Recently, a seasoned chief of staff for a Democratic state legislator noted wryly to me that if he was a Republican, he’d probably be the executive of a state agency at this point in his career. And that’s probably true if the Democratic governor in his hypothetical world were anything like Rick Perry.
One of the hallmarks of Perry’s tenure as Texas governor is the way he cultivates a deep bench of loyalists through appointments. It’s part patronage, part grooming of reliable yes-men who will carry out his will, with virtually no dissent, across the outposts of state government.
And, my, how quickly one can go from warming the bench to basking in the Friday night lights. Or to use another ill-advised sports metaphor, from the farm team to the big leagues. Take just two recent examples:
Yesterday, Perry announced that he would appoint his chief of staff, Jeffrey Boyd, to the Texas Supreme Court spot vacated by retiring Justice Dale Wainwright.
Texas Monthly‘s Paul Burka called the appointment “cronyism, pure and simple,” noting that Boyd “has one of the skimpiest resumes I have ever seen for a high judicial appointment.”
Boyd’s professional career: He practiced law at Thompson & Knight’s Austin office from 1992 to 1998 and then went to work for Republican Texas Attorneys General John Cornyn and Greg Abbott, then he went back to Thompson & Knight from 2003 to 2010. And then, in 2011, Perry tapped him to serve as his general counsel and, finally, chief of staff. He has no judicial experience, other than clerking for a 5th U.S. Circuit of Appeals justice after law school.
In other words, a perfectly respectable, perfectly dull career indistinguishable from dozens of attorneys in Texas. The only critical difference: Perry plucked him from obscurity.
Another example: Toby Baker, the newest commissioner at the Texas Commission on Environmental Quality, the second-largest environmental agency in the nation. The Austin American-Statesman‘s Asher Price profiled him in a piece yesterday. Baker is 35 years old. His career arc is basically college->advisor/clerk for a state senator->advisor to Perry->TCEQ commissioner.
There are surely hundreds of people in this state with more experience and better-qualified to oversee the enormously complex environmental issues in Texas. Why did Perry pick Baker?
“The governor knew what he wanted to do before I came into the room,” Baker says. “He’d say, ‘We’ve got a good story to tell. Help me tell that story.’ And I’d give him the details.”

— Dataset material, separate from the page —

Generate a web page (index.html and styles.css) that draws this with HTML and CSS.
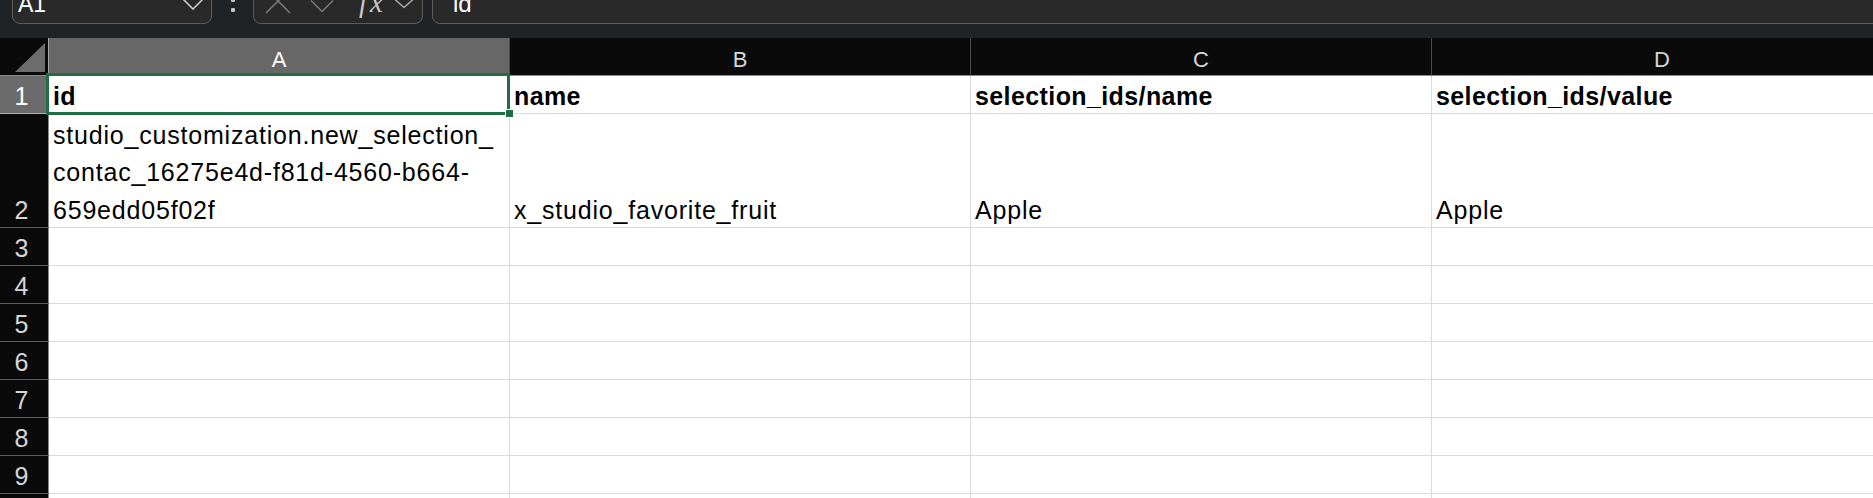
FILE: index.html
```html
<!DOCTYPE html>
<html>
<head>
<meta charset="utf-8">
<title>Sheet</title>
<link rel="stylesheet" href="styles.css">
</head>
<body>
<div class="app">
  <div class="toolbar">
    <div class="box namebox">
      <span class="ref">A1</span>
      <svg class="chev-name" width="22" height="12" viewBox="0 0 22 12"><path d="M1 1 L11 11 L21 1"/></svg>
    </div>
    <div class="kebab"><i></i><i></i></div>
    <div class="box fnbox">
      <svg class="ico-x" width="26" height="26" viewBox="0 0 26 26"><path d="M1 1 L25 25 M25 1 L1 25"/></svg>
      <svg class="ico-check" width="24" height="14" viewBox="0 0 24 14"><path d="M1 1.5 L12 12.5 L23 1.5"/></svg>
      <span class="fx">fx</span>
      <svg class="chev-fx" width="20" height="10" viewBox="0 0 20 10"><path d="M1 0.5 L10 8.5 L19 0.5"/></svg>
    </div>
    <div class="box formula"><span class="ftext">id</span></div>
  </div>

  <div class="sheet">
    <div class="corner"><svg width="48" height="37" viewBox="0 0 48 37"><polygon points="15,34 45,34 45,5" /></svg></div>
    <div class="ch sel">A</div>
    <div class="ch">B</div>
    <div class="ch">C</div>
    <div class="ch">D</div>

    <div class="rh sel"><span>1</span></div>
    <div class="c b"><span>id</span></div>
    <div class="c b"><span>name</span></div>
    <div class="c b"><span>selection_ids/name</span></div>
    <div class="c b"><span>selection_ids/value</span></div>

    <div class="rh"><span>2</span></div>
    <div class="c"><span>studio_customization.new_selection_<br>contac_16275e4d-f81d-4560-b664-<br>659edd05f02f</span></div>
    <div class="c"><span>x_studio_favorite_fruit</span></div>
    <div class="c"><span>Apple</span></div>
    <div class="c"><span>Apple</span></div>

    <div class="rh"><span>3</span></div><div class="c"></div><div class="c"></div><div class="c"></div><div class="c"></div>
    <div class="rh"><span>4</span></div><div class="c"></div><div class="c"></div><div class="c"></div><div class="c"></div>
    <div class="rh"><span>5</span></div><div class="c"></div><div class="c"></div><div class="c"></div><div class="c"></div>
    <div class="rh"><span>6</span></div><div class="c"></div><div class="c"></div><div class="c"></div><div class="c"></div>
    <div class="rh"><span>7</span></div><div class="c"></div><div class="c"></div><div class="c"></div><div class="c"></div>
    <div class="rh"><span>8</span></div><div class="c"></div><div class="c"></div><div class="c"></div><div class="c"></div>
    <div class="rh"><span>9</span></div><div class="c"></div><div class="c"></div><div class="c"></div><div class="c"></div>
    <div class="rh"><span>10</span></div><div class="c"></div><div class="c"></div><div class="c"></div><div class="c"></div>

    <div class="selection"><i class="handle"></i></div>
  </div>
</div>
</body>
</html>
```
FILE: styles.css
```css
html, body {
  margin: 0;
  padding: 0;
  background: #1f2326;
  overflow: hidden;
}

.app {
  width: 1873px;
  height: 498px;
  overflow: hidden;
  font-family: "Liberation Sans", Arial, sans-serif;
}

/* ---------- toolbar ---------- */
.toolbar {
  height: 38px;
  box-sizing: border-box;
  display: flex;
  align-items: flex-start;
  padding-left: 12px;
  background: #1f2326;
  overflow: hidden;
}

.box {
  box-sizing: border-box;
  height: 36px;
  margin-top: -12px;
  border: 1px solid #5d5d5d;
  border-radius: 8px;
  background: #292929;
  display: flex;
  align-items: flex-start;
  flex-shrink: 0;
}

.namebox {
  width: 200px;
  padding-left: 5px;
}

.ref {
  font-size: 23px;
  line-height: 30px;
  color: #ffffff;
}

.chev-name {
  margin-left: auto;
  margin-right: 7px;
  margin-top: 9px;
}

.chev-name path,
.chev-fx path,
.ico-x path,
.ico-check path {
  fill: none;
  stroke-width: 1.5;
}

.chev-name path { stroke: #cfcfcf; }
.chev-fx path { stroke: #a8a8a8; }
.ico-x path, .ico-check path { stroke: #7a7a7a; }

.kebab {
  width: 4px;
  margin-left: 19px;
  margin-top: -2px;
  display: flex;
  flex-direction: column;
  gap: 6px;
  flex-shrink: 0;
}

.kebab i {
  display: block;
  width: 4px;
  height: 4px;
  border-radius: 1px;
  background: #c4c4c4;
}

.fnbox {
  width: 170px;
  margin-left: 18px;
}

.ico-x {
  margin-left: 11px;
  margin-top: -1px;
}

.ico-check {
  margin-left: 19px;
  margin-top: 10px;
}

.fx {
  margin-left: 25px;
  margin-top: -1px;
  font-family: "Liberation Serif", "Times New Roman", serif;
  font-style: italic;
  font-size: 29px;
  line-height: 28px;
  letter-spacing: 3px;
  color: #c8c8c8;
}

.chev-fx {
  margin-left: 8px;
  margin-top: 10px;
}

.formula {
  flex: 1;
  margin-left: 9px;
  margin-right: -20px;
  padding-left: 20px;
}

.ftext {
  font-size: 24px;
  line-height: 30px;
  color: #ffffff;
}

/* ---------- sheet ---------- */
.sheet {
  position: relative;
  display: grid;
  grid-template-columns: 49px repeat(4, 461px);
  grid-template-rows: 38px 38px 114px repeat(8, 38px);
  height: 460px;
  overflow: hidden;
  background: #ffffff;
}

.corner {
  background: #0a0a0a;
  border-right: 1px solid #a8a8a8;
  border-bottom: 1px solid #8c8c8c;
  box-sizing: border-box;
}

.corner svg {
  display: block;
}

.corner polygon {
  fill: #6c6c6c;
}

.ch {
  box-sizing: border-box;
  background: #0a0a0a;
  color: #d6d6d6;
  border-right: 1px solid #4a4a4a;
  border-bottom: 1px solid #8c8c8c;
  display: flex;
  align-items: flex-end;
  justify-content: center;
  font-size: 22px;
  line-height: 22px;
  padding-bottom: 4px;
}

.ch.sel {
  background: #676767;
  color: #ffffff;
}

.rh {
  box-sizing: border-box;
  background: #0a0a0a;
  color: #d6d6d6;
  border-right: 1px solid #8a8a8a;
  border-bottom: 1px solid #5f5f5f;
  display: flex;
  align-items: flex-end;
  justify-content: center;
  padding-right: 5px;
  font-size: 25px;
  line-height: 33px;
}

.rh.sel {
  background: #6b6b6b;
  color: #ffffff;
  border-bottom-color: #b0b0b0;
}

.c {
  box-sizing: border-box;
  background: #ffffff;
  border-right: 1px solid #dadada;
  border-bottom: 1px solid #dadada;
  display: flex;
  align-items: flex-end;
  padding-left: 4px;
  font-size: 25px;
  line-height: 37.5px;
  letter-spacing: 0.8px;
  color: #000000;
  white-space: nowrap;
}

.c > span {
  margin-bottom: -2px;
}

.c.b {
  font-weight: bold;
  letter-spacing: 0.4px;
}

.selection {
  position: absolute;
  left: 46px;
  top: 35px;
  width: 464px;
  height: 42px;
  box-sizing: border-box;
  border: 3px solid #1f6e43;
  pointer-events: none;
}

.handle {
  position: absolute;
  left: 456px;
  top: 33px;
  width: 9px;
  height: 9px;
  box-sizing: border-box;
  background: #1f6e43;
  border: 1px solid #ffffff;
}
```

There’s little daylight between him and governor about how they view environmental regulation, Baker says: “The same theme (colors) mine and the governor’s view, as a balance of environmental protection and economic success.”
Now, to give Baker credit. He is making overtures to more transparency at TCEQ and has avoided some of the more strident rhetoric employed by TCEQ Chairman Bryan Shaw. Who knows, maybe he’ll end up being a fantastic leader. But lest you think Baker is going to part company with Perry on, say, one of the most pressing environmental and economic crises facing humankind, you would be sorely wrong:
In an interview, by way of explanation, he said a favorite A&M professor used to intone: “Data, data, data.”
So he differs with Republican orthodoxy on global warming, given a preponderance of scientific evidence that industrial emissions contribute to a changing climate?
“The science is still out,” he says, toeing a familiar, if debunked, line. “If the Legislature tells us to regulate (emissions), I would.”
It reminds me of a great exchange in “Downton Abbey” between Lady Mary Crowley and the Dowager Countess.
Lady Mary: “Sybil is entitled to her opinions.”
Dowager Countess: “No, she isn’t until she is married, then her husband will tell her what her opinions are.”